A new query segmentation model is introduced based on a dictionary of known n-grams, with tools for extracting this dictionary from Wikipedia data. The changeset introduces a new segmentation model file, which is downloaded with the usual run/setup.sh, as well as an updated term frequency model.
A new intermediate representation of the query is introduced, based on a DAG with predefined vertices initiating and terminating the graph. This is for the benefit of easily writing rules for generating alternative queries, e.g. using the new segmentation data.
The graph is converted to a basic LL(1) syntax loosely reminiscent of a regular expression, where e.g. "( wiby | marginalia | kagi ) ( search engine | searchengine )" expands to "wiby search engine", "wiby searchengine", "marginalia search engine", "marginalia searchengine", "kagi search engine" and "kagi searchengine".
This compiled query is passed to the index, which parses the expression, where it is used for execution of the search and ranking of the results.
Previously, in an experimental change, only the first paragraph was indexed, intended to reduce the amount of noisy tangential hits. This was not a good idea, so the change is reverted.
This functionality fell into disrepair some while ago.

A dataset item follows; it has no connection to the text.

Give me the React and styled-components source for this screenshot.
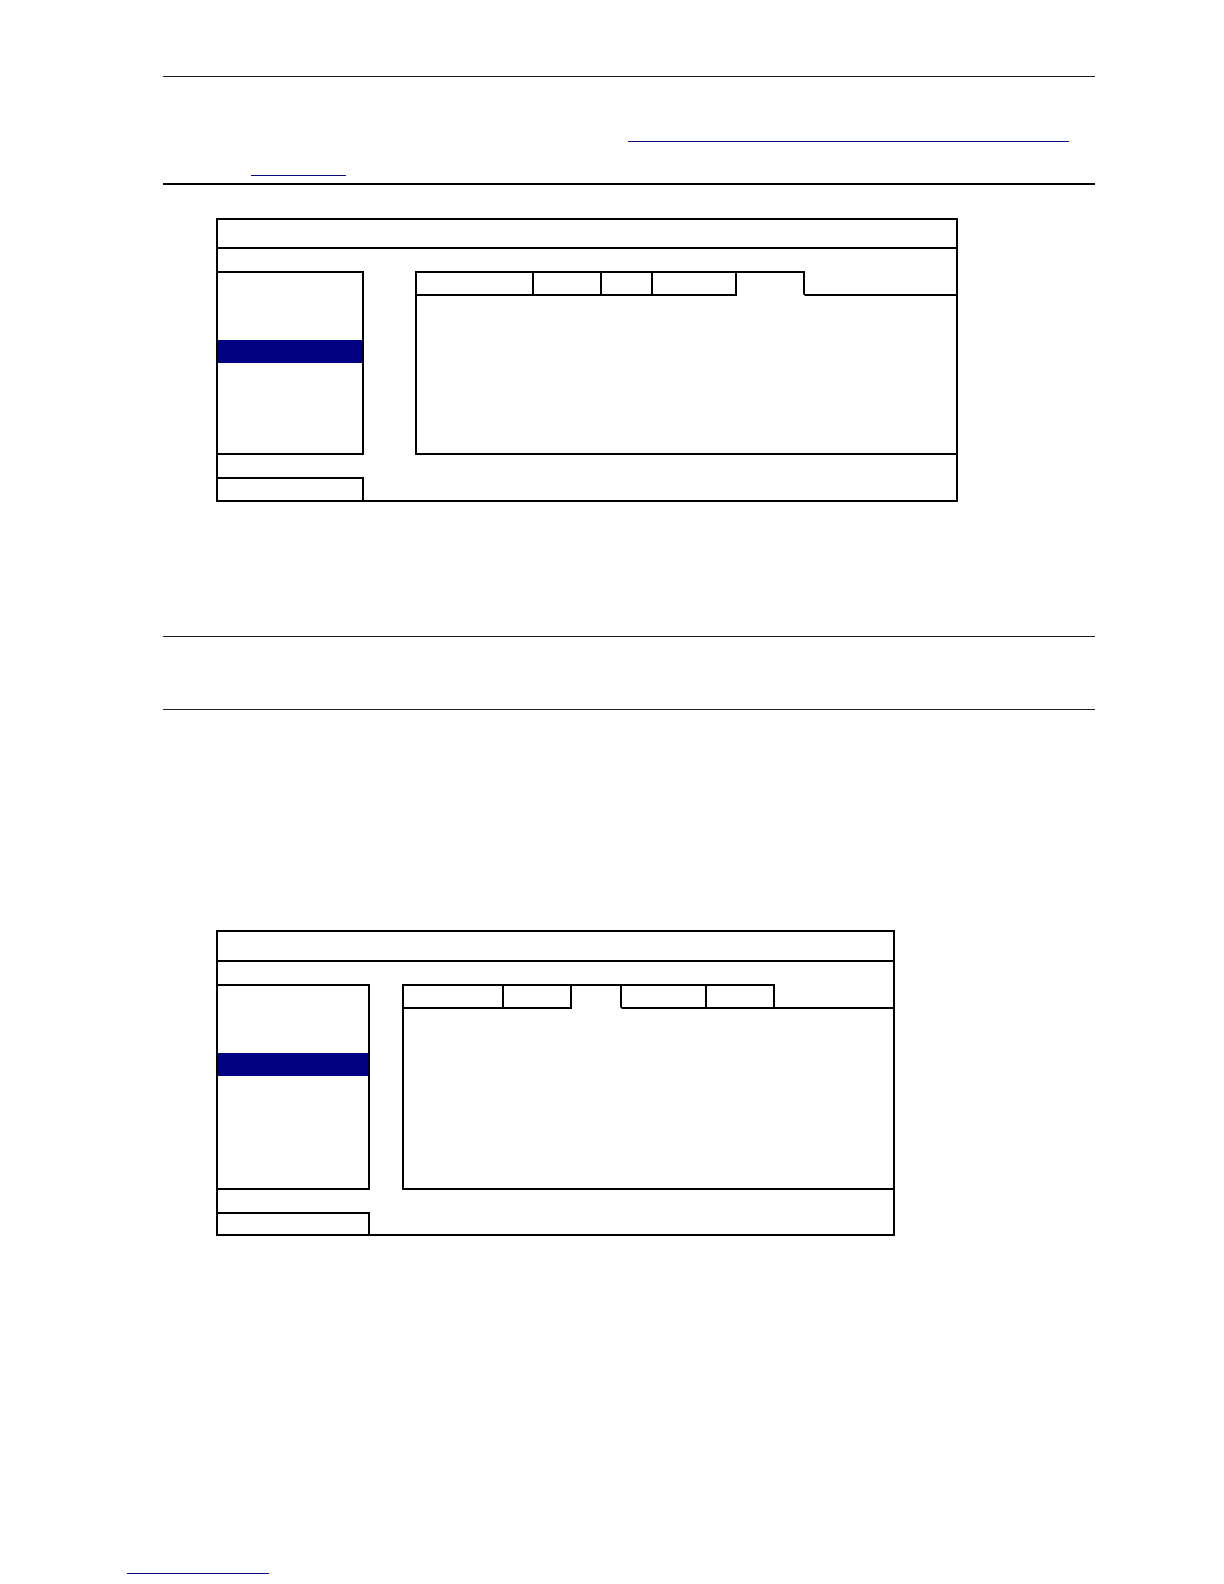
import React from "react";
import styled, { createGlobalStyle } from "styled-components";

const GlobalStyle = createGlobalStyle`
    html, body {
        margin: 0;
        padding: 0;
        background: #ffffff;
        font-family: "Liberation Sans", Arial, sans-serif;
    }
    * {
        box-sizing: border-box;
    }
`;

const windows = [
    {
        width: 742,
        titleHeight: 27,
        menuWidth: 146,
        gap: 51,
        bodyHeight: 157,
        exitHeight: 23,
        tabs: [119, 68, 51, 84, 68],
        active: 4,
    },
    {
        width: 679,
        titleHeight: 28,
        menuWidth: 152,
        gap: 32,
        bodyHeight: 179,
        exitHeight: 22,
        tabs: [102, 68, 50, 85, 68],
        active: 2,
    },
];

const MENU_ROWS = 8;
const SELECTED_ROW = 3;

const OsdWindow = ({ config }) => {
    const { width, titleHeight, menuWidth, gap, bodyHeight, exitHeight, tabs, active } = config;

    return (
        <Window $width={width}>
            <TitleBar $height={titleHeight} />
            <Body $menu={menuWidth} $gap={gap}>
                <Menu>
                    {Array.from({ length: MENU_ROWS }).map((_, i) => (
                        <MenuItem key={i} $selected={i === SELECTED_ROW} />
                    ))}
                </Menu>
                <Panel>
                    <TabStrip>
                        {tabs.map((w, i) => (
                            <Tab key={i} $width={w} $first={i === 0} $active={i === active} />
                        ))}
                        <TabFiller />
                    </TabStrip>
                    <PanelBody $height={bodyHeight} />
                </Panel>
            </Body>
            <Footer>
                <ExitBox $width={menuWidth} $height={exitHeight} />
            </Footer>
        </Window>
    );
};

const App = () => {
    return (
        <>
            <GlobalStyle />
            <Page>
                <Content>
                    <Rule />
                    <Note>
                        <NoteLine $height={65}>
                            <Link $offset={465} $width={441} />
                        </NoteLine>
                        <NoteLine $height={34}>
                            <Link $offset={88} $width={95} />
                        </NoteLine>
                    </Note>
                    <Rule $thick />

                    <Figure $top={33}>
                        <OsdWindow config={windows[0]} />
                    </Figure>

                    <Rule $top={134} />
                    <Rule $top={72} />

                    <Figure $top={220}>
                        <OsdWindow config={windows[1]} />
                    </Figure>
                </Content>
                <PageFooter>
                    <Link $offset={0} $width={142} />
                </PageFooter>
            </Page>
        </>
    );
};

export default App;

const Page = styled.div`
    width: 1224px;
    min-height: 1584px;
    padding-top: 76px;
    background: #ffffff;
`;

const Content = styled.div`
    margin-left: 163px;
    width: 932px;
`;

const Rule = styled.div`
    margin-top: ${(p) => p.$top || 0}px;
    height: ${(p) => (p.$thick ? 2 : 1)}px;
    background: ${(p) => (p.$thick ? "#000000" : "#1e1e1e")};
`;

const Note = styled.div`
    display: flex;
    flex-direction: column;
    padding-bottom: 7px;
`;

const NoteLine = styled.div`
    display: flex;
    align-items: flex-end;
    height: ${(p) => p.$height}px;
`;

const Link = styled.span`
    display: block;
    margin-left: ${(p) => p.$offset}px;
    width: ${(p) => p.$width}px;
    height: 1px;
    background: #0a0a80;
`;

const Figure = styled.div`
    margin-top: ${(p) => p.$top}px;
    margin-left: 53px;
`;

const Window = styled.div`
    width: ${(p) => p.$width}px;
    border: 2px solid #000000;
    background: #ffffff;
`;

const TitleBar = styled.div`
    height: ${(p) => p.$height + 2}px;
    border-bottom: 2px solid #000000;
`;

const Body = styled.div`
    display: grid;
    grid-template-columns: ${(p) => p.$menu}px 1fr;
    column-gap: ${(p) => p.$gap}px;
    padding-top: 22px;
`;

const Menu = styled.div`
    display: flex;
    flex-direction: column;
    padding-top: 1px;
    border-top: 2px solid #000000;
    border-right: 2px solid #000000;
    border-bottom: 2px solid #000000;
    overflow: hidden;
`;

const MenuItem = styled.div`
    flex: 0 0 ${(p) => (p.$selected ? 23 : 22)}px;
    background: ${(p) => (p.$selected ? "#000080" : "transparent")};
`;

const Panel = styled.div`
    display: flex;
    flex-direction: column;
    border-left: 2px solid #000000;
    border-bottom: 2px solid #000000;
`;

const TabStrip = styled.div`
    display: flex;
    height: 25px;
    margin-left: -2px;
`;

const Tab = styled.div`
    flex: 0 0 ${(p) => p.$width}px;
    border-top: 2px solid #000000;
    border-right: 2px solid #000000;
    border-left: ${(p) => (p.$first ? "2px solid #000000" : "none")};
    border-bottom: 2px solid ${(p) => (p.$active ? "transparent" : "#000000")};
`;

const TabFiller = styled.div`
    flex: 1;
    border-bottom: 2px solid #000000;
`;

const PanelBody = styled.div`
    height: ${(p) => p.$height}px;
`;

const Footer = styled.div`
    padding-top: 22px;
`;

const ExitBox = styled.div`
    width: ${(p) => p.$width}px;
    height: ${(p) => p.$height}px;
    border-top: 2px solid #000000;
    border-right: 2px solid #000000;
`;

const PageFooter = styled.div`
    margin-top: 337px;
    margin-left: 127px;
`;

It's supposed to allow non-mandatory search terms that boost the ranking if they are present in the document.
The change set cleans up the data model for the term-level data. This used to contain a bunch of fields with document-level metadata. This data-duplication means a larger memory footprint and worse memory locality.
The ranking code is also modified to not accept SearchResultKeywordScores, but rather CompiledQueryLong and CqDataInts containing only the term metadata and the frequency information needed for ranking. This is again an effort to improve memory locality.